A parallel lifelong mission was winning for peasant music due recognition
as a Hungarian national treasure. It bore fruit in articles, lectures, and
longer studies-some aimed at specialists, some at the general public-in
which Bartók sought to articulate the differences between Hungarian peasant
music, especially the "old-style" pentatonic folk songs that he believed
to have been brought to the Carpathian Basin a thousand years before by
the Asiatic Magyar tribes, and the newer elements that had come to define
the Hungarian style in the popular and concert music of the late-eighteenth
and nineteenth centuries.

In his writings intended for the general public, Bartók often exaggerated
the difference between peasant music (not all of which was ancient)
and more popular Hungarian musical traditions. Although he made more
nuanced analyses of the interrelationships between various types of peasant
music and Hungarian popular music in several of his scholarly writings,
the stark distinctions Bartók drew in his more popular essays have
rarely been questioned. The sources of his own music have been interpreted
along similarly simplified lines. Despite Bartók's professed rejection
of Hungarian music that was based on the popular notions of the
Hungarian style, the composer's own synthesis of folk music and contemporary
art music was not as different from earlier attempts to create a
national style as he implied. The most characteristic categories of the nineteenth-
century Hungarian music-the instrumental dance music known
as verbunkos and the sentimental popular song called magyar nóta, both
disseminated by Gypsy bands and hence called "Gypsy music"-were not
unrelated to folk traditions. Their incorporation into national art music
stemmed initially from the same aspirations as Bartók's. Nor was the composer's
own music completely devoid of traditionally accepted elements of
the Hungarian style. To assess Bartók's position in the history of the creation
of a specifically Hungarian art music we need first to investigate the
roots of the nineteenth-century Hungarian style and his reasons for
rejecting it.

The Polemics of a Convert

Typical of Bartók's polemical writings for nonspecialists was a 1911 essay
entitled "A magyar zenéról" (On Hungarian Music). Written some seven
years after he had made his first notation of a Hungarian peasant song, but
only four years since he had recognized pentatonicism as a crucial structural
element of "old-style" melodies, Bartók's essay included a scathing assessment
of all previous attempts to create a Hungarian style in music. Writing
with a convert's zeal, he effectively removed himself from the traditional
lineage of Hungarian music. This view was quickly accepted as an accurate
description of Bartók's unique place in Hungarian music history and has
only recently come under scholarly scrutiny. As a prelude to an overdue
critique, his words are worth quoting at some length:

According to the natural order of things, practice comes before theory. We see
the opposite with Hungarian national music: scientific works were already
published years ago dealing with the characteristic features of Hungarian
music, an attempt to define something nonexistent at the time.

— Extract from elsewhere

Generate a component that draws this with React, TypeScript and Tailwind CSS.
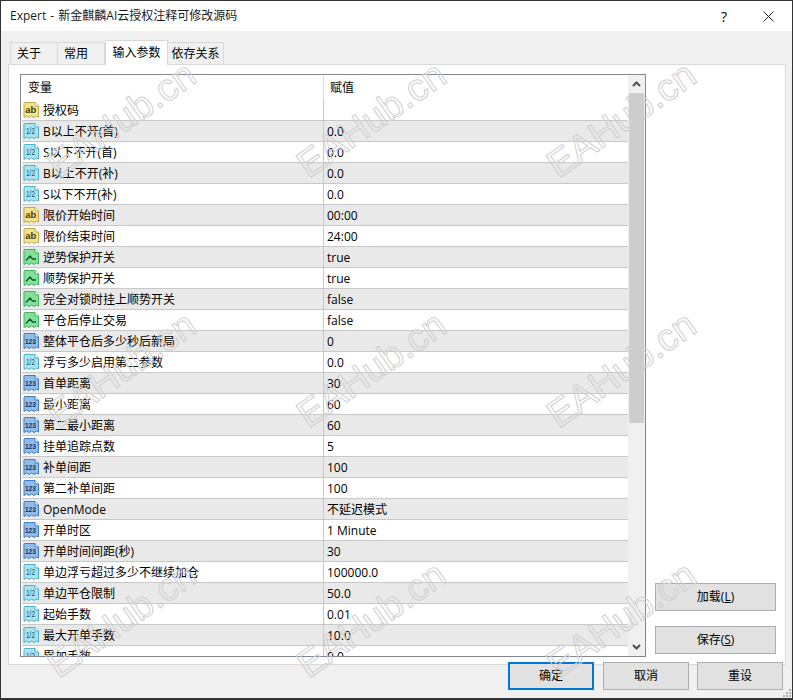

[Until a few years ago] there was no valuable, distinctive, and characteristically
Hungarian art music. The music of Bihari, Lavotta, and a few foreigners-Csermák,
Rózsavölgyi, Pecsenyánszki, etc.-that is to say, nothing but
more or less dilettante musicians all under the influence of Gypsy music and
unworthy of the admiration of people of good taste, cannot be taken as a basis
[for Hungarian art music]. Only dilettante musicologists can discuss these
dilettante works in a serious tone of voice. Moreover, all of this is not even
national music, because it is surely not Hungarian but Gypsy. That is, its
characteristics are the melodic distortions of a foreign people, of the Gypsies.

On the other hand, the endeavors of our serious-minded musicians were
also sterile, because, while several of them servilely imitated foreign styles,
others, for instance, Ferenc Erkel, tried to solve the task by wedging one or
two Gypsy-style tunes or csárdás between musical items of Italian character.
The mixture of such heterogeneous elements does not produce a Hungarian
style, merely a conglomerate lacking any style.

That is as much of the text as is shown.